What is needed? Consider a starting point on the real axis just less than two. On step zero its modulus will be calculated as just less than four, and so it passes to the next iteration. On the first iteration its value becomes just under six, and its modulus just under 36. So really we need three bits for the integer part of x and y as 6=1102, and six for the integer part holding squares and products, as 36=100100. But provided a six-bit square is correctly represented, the loop will exit before the signed product is attempted.

So the maximum shift of 122 for the 256 bit code is constrained by the calculations of the products, and a shift of 123 mostly works, and is most obviously wrong in a region around z=+2 which is of little interest. For the 128 bit code the limit of 61 is a slight surprise, as one might guess it should be just 60. The constraint comes from the storage of x and y, and the error when these are just one bit too large in practice does not matter. If x should be in the range 4 to 6, this erroneously maps to the range -4 to -2. But all that matters is that x2 is calculated to be greater than four, so that the algorithm exits. Whether x is stored correctly as, say, 5, or incorrectly as -3, this will be the case.

Results

Times for default 600x600 image, single core, maximum iterations 2500, bit shift=50.
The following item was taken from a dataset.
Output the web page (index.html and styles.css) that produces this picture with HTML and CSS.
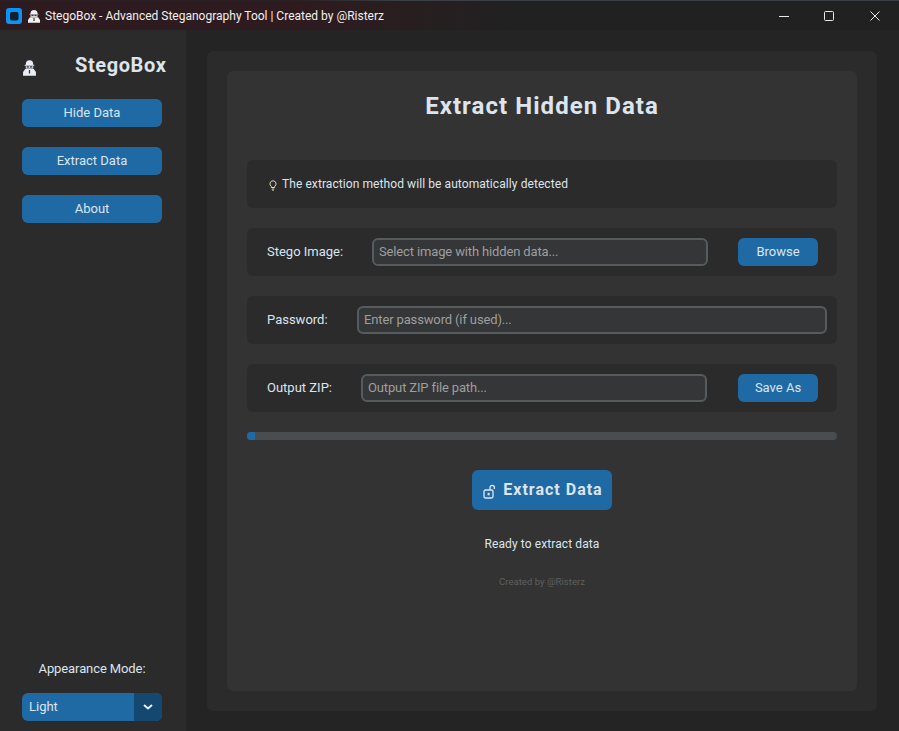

Double precision floating point:2.1s
128 bit fixed point:6.2s
256 bit fixed point:17.5s
GMP fixed point:57.5s

Times for default 600x600 image, single core, maximum iterations 2500, bit shift=120.

Double precision floating point:N/A
128 bit fixed point:N/A
256 bit fixed point:17.5s
GMP fixed point:96.0s

(The timings used a Pi 4 running a 64  version of Raspberry Pi OS.)

The results are as expected. The double-precision version is fastest, but its maximum bit shift is effectively about 53. The version using 128 bit integer products gives a little more precision, around 61 bits, but is about three times slower. Depending quite where one is looking in the set, it might be possible to zoom in by an extra factor of 100 after paying this three fold speed penalty.

The version using 256 bit integer products is almost ten times slower than the double precision version, but it supports bit shifts up to about 122. So not just 100x as much zoom, but around 270 times as much zoom, that is around 1 000 000 000 000 000 000 000x as much zoom.

Finally the GMP version is the slowest, and, although it can zoom without limit, it does get increasingly slow the greater the bit-shift. The 256 bit experiment was worthwhile, for it can beat GMP by a factor of between three and five, provided that one's compiler supports the 128 bit integer type.

A really clever code would contain all four algorithms, and switch between them as appropriate, including automatically adjusting the bit shift depending on the zoom level requested.

Short cuts

Our bit-shifting code does contain a slight short-cut. It always rounds towards zero, rather than the nearest integer, when simulating a division by a shift. The 256 bit code is worse, because it does three shifts, each rounding towards zero, in the code for a single multiplication. We could improve on this, by adding a suitable constant before the shift. One needs to add that number which would be a half after the shift, i.e. 1<<(shift-1). But this would slow the code for little gain.

Because we round towards zero, rather than perhaps always rounding down, we retain perfect symmetry between +y and -y. If we rounded 2.7 to 2, but -2.7 to -3, we would lose symmetry.